Front-end source files:
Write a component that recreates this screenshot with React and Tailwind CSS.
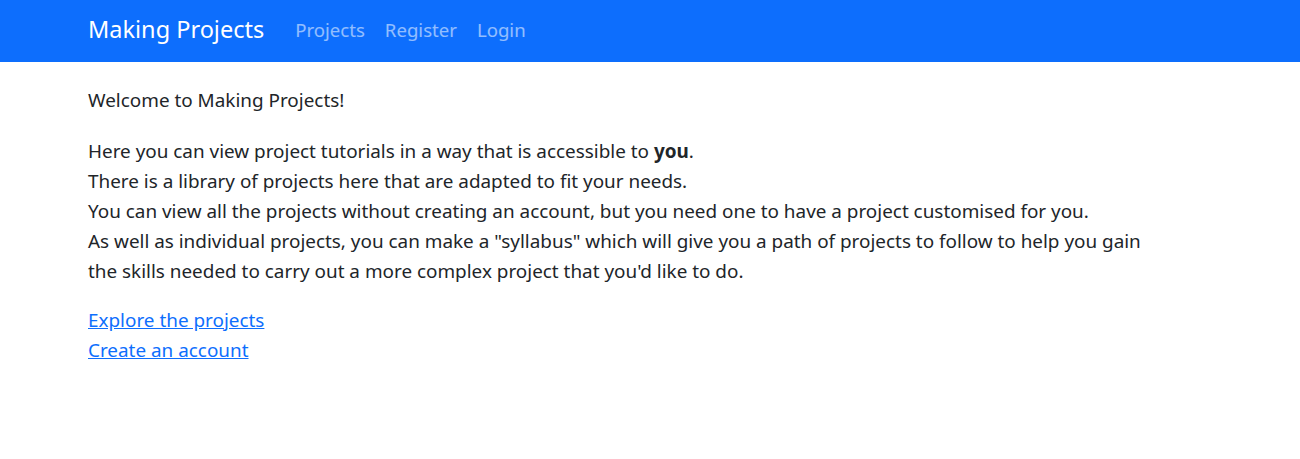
import React from "react";

export default function App() {
  return (
    <div className="min-h-screen bg-white text-[#212529] font-['Noto_Sans',sans-serif]">
      <nav className="h-[62px] bg-[#0d6efd] flex items-center px-[88px] pb-[2px]">
        <a href="#" className="text-[23.5px] text-white mr-[31px] leading-none">
          Making Projects
        </a>
        <div className="flex items-center gap-[20px] text-[18.6px] text-white/55">
          <a href="#">Projects</a>
          <a href="#">Register</a>
          <a href="#">Login</a>
        </div>
      </nav>

      <main className="px-[88px] pt-[23px] text-[18.9px] leading-[30px] max-w-[1250px]">
        <p className="mb-[21px]">Welcome to Making Projects!</p>
        <p className="mb-[19px]">
          Here you can view project tutorials in a way that is accessible to <b>you</b>.
          <br />
          There is a library of projects here that are adapted to fit your needs.
          <br />
          You can view all the projects without creating an account, but you need one to have a project customised for you.
          <br />
          As well as individual projects, you can make a "syllabus" which will give you a path of projects to follow to help you gain the skills needed to carry out a more complex project that you'd like to do.
        </p>
        <div className="flex flex-col items-start">
          <a href="#" className="text-[#0d6efd] underline">Explore the projects</a>
          <a href="#" className="text-[#0d6efd] underline">Create an account</a>
        </div>
      </main>
    </div>
  );
}
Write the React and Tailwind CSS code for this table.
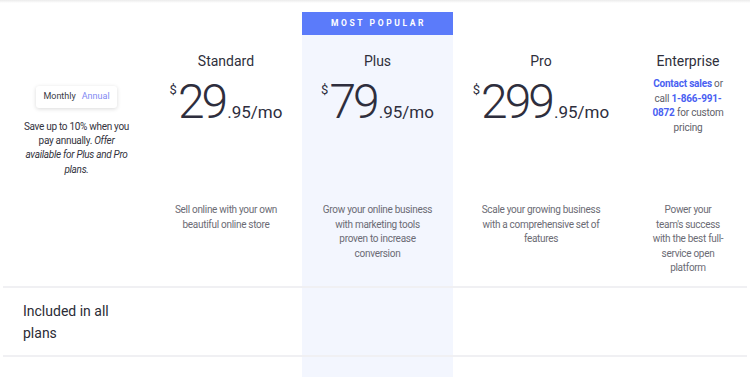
import React from "react";

const plans = [
  {
    name: "Standard",
    dollars: "29",
    desc: "Sell online with your own beautiful online store",
    pad: "px-[20px]",
  },
  {
    name: "Plus",
    dollars: "79",
    desc: "Grow your online business with marketing tools proven to increase conversion",
    pad: "px-[18px]",
    popular: true,
  },
  {
    name: "Pro",
    dollars: "299",
    desc: "Scale your growing business with a comprehensive set of features",
    pad: "px-[24px]",
  },
];

const Price = ({ dollars }) => (
  <div className="flex items-baseline justify-center text-[#2e2e3d]">
    <span className="self-start mt-[5px] text-[13px] leading-none">$</span>
    <span className="text-[48px] leading-none font-light tracking-[-3px] ml-[1px]">
      {dollars}
    </span>
    <span className="text-[17px] leading-none ml-[2px]">.95/mo</span>
  </div>
);

const PlanCell = ({ plan }) => {
  const body = (
    <>
      <h3 className="text-[14px] leading-[20px] text-[#2f2f3b]">{plan.name}</h3>
      <div className="h-[132px] pt-[7px]">
        <Price dollars={plan.dollars} />
      </div>
      <p className={`${plan.pad} text-[10px] leading-[14.5px] tracking-[-0.3px] text-[#6b6b74]`}>
        {plan.desc}
      </p>
    </>
  );

  if (plan.popular) {
    return (
      <div className="flex flex-col pt-[9px] text-center">
        <div className="h-[23px] bg-[#5b7bfa] flex items-center justify-center">
          <span className="text-[8.5px] font-bold tracking-[2.6px] text-white pl-[2px]">
            MOST POPULAR
          </span>
        </div>
        <div className="flex-1 bg-[#f3f6fe] pt-[16px]">{body}</div>
      </div>
    );
  }

  return <div className="pt-[48px] text-center">{body}</div>;
};

export default function App() {
  return (
    <div className="w-[750px] h-[377px] overflow-hidden bg-white font-['Roboto',sans-serif]">
      <div className="h-[3px] bg-gradient-to-b from-[#ebebeb] to-white" />

      <div className="px-[3px]">
        <div className="grid grid-cols-[147px_152px_151px_176px_118px] h-[285px] border-b-2 border-[#f0f0f3]">
          <div className="pt-[83px] text-center">
            <div className="mx-auto w-[81px] h-[22px] bg-white rounded-[3px] shadow-[0_1px_4px_rgba(0,0,0,0.15)] flex items-center justify-center gap-[6px] text-[9px]">
              <span className="text-[#3a3a46]">Monthly</span>
              <span className="text-[#7f89f3]">Annual</span>
            </div>
            <p className="mt-[12px] px-[18px] text-[10px] leading-[14.2px] tracking-[-0.3px] text-[#33333d]">
              Save up to 10% when you pay annually.{" "}
              <em>Offer available for Plus and Pro plans.</em>
            </p>
          </div>

          {plans.map((plan) => (
            <PlanCell key={plan.name} plan={plan} />
          ))}

          <div className="pt-[48px] text-center">
            <h3 className="text-[14px] leading-[20px] text-[#2f2f3b]">Enterprise</h3>
            <div className="h-[132px] pt-[6px] px-[18px]">
              <p className="text-[10px] leading-[14.5px] tracking-[-0.2px] text-[#5f5f69]">
                <span className="font-bold text-[#4a5ff2]">Contact sales</span> or call{" "}
                <span className="font-bold text-[#4a5ff2]">1-866-991-0872</span> for custom
                pricing
              </p>
            </div>
            <p className="px-[22px] text-[10px] leading-[14.5px] tracking-[-0.3px] text-[#6b6b74]">
              Power your team's success with the best full-service open platform
            </p>
          </div>
        </div>

        <div className="grid grid-cols-[147px_152px_151px_176px_118px] h-[69px] border-b-2 border-[#f0f0f3]">
          <div className="pt-[12px] pl-[20px]">
            <h2 className="w-[110px] text-[14px] leading-[22px] text-[#2b2b35]">
              Included in all plans
            </h2>
          </div>
          <div />
          <div className="bg-[#f3f6fe]" />
          <div />
          <div />
        </div>

        <div className="grid grid-cols-[147px_152px_151px_176px_118px] h-[20px]">
          <div />
          <div />
          <div className="bg-[#f3f6fe]" />
          <div />
          <div />
        </div>
      </div>
    </div>
  );
}
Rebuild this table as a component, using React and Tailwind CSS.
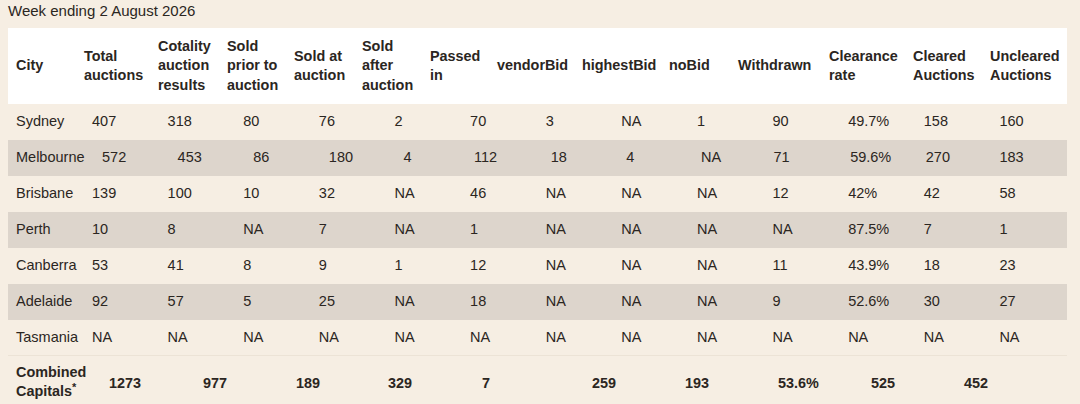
import React from "react";

const headers = [
  ["City"],
  ["Total", "auctions"],
  ["Cotality", "auction", "results"],
  ["Sold", "prior to", "auction"],
  ["Sold at", "auction"],
  ["Sold", "after", "auction"],
  ["Passed", "in"],
  ["vendorBid"],
  ["highestBid"],
  ["noBid"],
  ["Withdrawn"],
  ["Clearance", "rate"],
  ["Cleared", "Auctions"],
  ["Uncleared", "Auctions"],
];

const rows = [
  { city: "Sydney", vals: ["407", "318", "80", "76", "2", "70", "3", "NA", "1", "90", "49.7%", "158", "160"], dark: false },
  { city: "Melbourne", vals: ["572", "453", "86", "180", "4", "112", "18", "4", "NA", "71", "59.6%", "270", "183"], dark: true, shift: true },
  { city: "Brisbane", vals: ["139", "100", "10", "32", "NA", "46", "NA", "NA", "NA", "12", "42%", "42", "58"], dark: false },
  { city: "Perth", vals: ["10", "8", "NA", "7", "NA", "1", "NA", "NA", "NA", "NA", "87.5%", "7", "1"], dark: true },
  { city: "Canberra", vals: ["53", "41", "8", "9", "1", "12", "NA", "NA", "NA", "11", "43.9%", "18", "23"], dark: false },
  { city: "Adelaide", vals: ["92", "57", "5", "25", "NA", "18", "NA", "NA", "NA", "9", "52.6%", "30", "27"], dark: true },
  { city: "Tasmania", vals: ["NA", "NA", "NA", "NA", "NA", "NA", "NA", "NA", "NA", "NA", "NA", "NA", "NA"], dark: false, border: true },
];

const melShift = [
  "pl-[18px]", "pl-[18px]", "pl-[18px]", "pl-[18px]", "pl-[17px]", "pl-[12px]", "pl-[13px]",
  "pl-[13px]", "pl-[12px]", "pl-[9px]", "pl-[10px]", "pl-[10px]", "pl-[8px]",
];

const combined = ["1273", "977", "189", "329", "7", "259", "193", "53.6%", "525", "452"];
const combinedW = [
  "w-[94px]", "w-[93px]", "w-[92px]", "w-[94px]", "w-[110px]", "w-[93px]", "w-[93px]", "w-[93px]", "w-[93px]", "flex-1",
];

export default function App() {
  return (
    <div
      className="w-[1080px] h-[404px] overflow-hidden bg-[#f6eee3] text-[#2b2622]"
      style={{ fontFamily: '"Liberation Sans", Arial, sans-serif' }}
    >
      <div className="h-[28px] pl-2 text-[15px] leading-[22px]">Week ending 2 August 2026</div>
      <div className="mx-2 w-[1059px]">
        <div className="grid h-[76px] grid-cols-[68px_74px_69px_67px_68px_68px_67px_85px_87px_69px_91px_84px_77px_85px] items-center bg-white text-[14.4px] font-bold leading-[19.5px]">
          {headers.map((h, i) => (
            <div key={i} className="px-2">
              {h.map((l, j) => (
                <div key={j} className="whitespace-nowrap">
                  {l}
                </div>
              ))}
            </div>
          ))}
        </div>
        {rows.map((r) => (
          <div
            key={r.city}
            className={
              "grid h-9 grid-cols-[76px_repeat(13,1fr)] items-center text-[14.5px] " +
              (r.dark ? "bg-[#ddd5cc]" : "") +
              (r.border ? " border-b border-[#ece3d6]" : "")
            }
          >
            <div className="whitespace-nowrap pl-2">{r.city}</div>
            {r.vals.map((v, i) => (
              <div key={i} className={"whitespace-nowrap " + (r.shift ? melShift[i] : "pl-2")}>
                {v}
              </div>
            ))}
          </div>
        ))}
        <div className="flex h-[52px] items-center text-[14.4px] font-bold">
          <div className="w-[101px] pl-2 leading-[19px]">
            <div>Combined</div>
            <div>
              Capitals<sup className="text-[11px]">*</sup>
            </div>
          </div>
          {combined.map((v, i) => (
            <div key={i} className={"whitespace-nowrap pt-[3px] " + combinedW[i]}>
              {v}
            </div>
          ))}
        </div>
      </div>
    </div>
  );
}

■ **WRITTEN INSTRUCTION**:
Find each line holding the string "component" and copy it out.

■ **THE SOLUTION**:
Write a component that recreates this screenshot with React and Tailwind CSS.
Rebuild this table as a component, using React and Tailwind CSS.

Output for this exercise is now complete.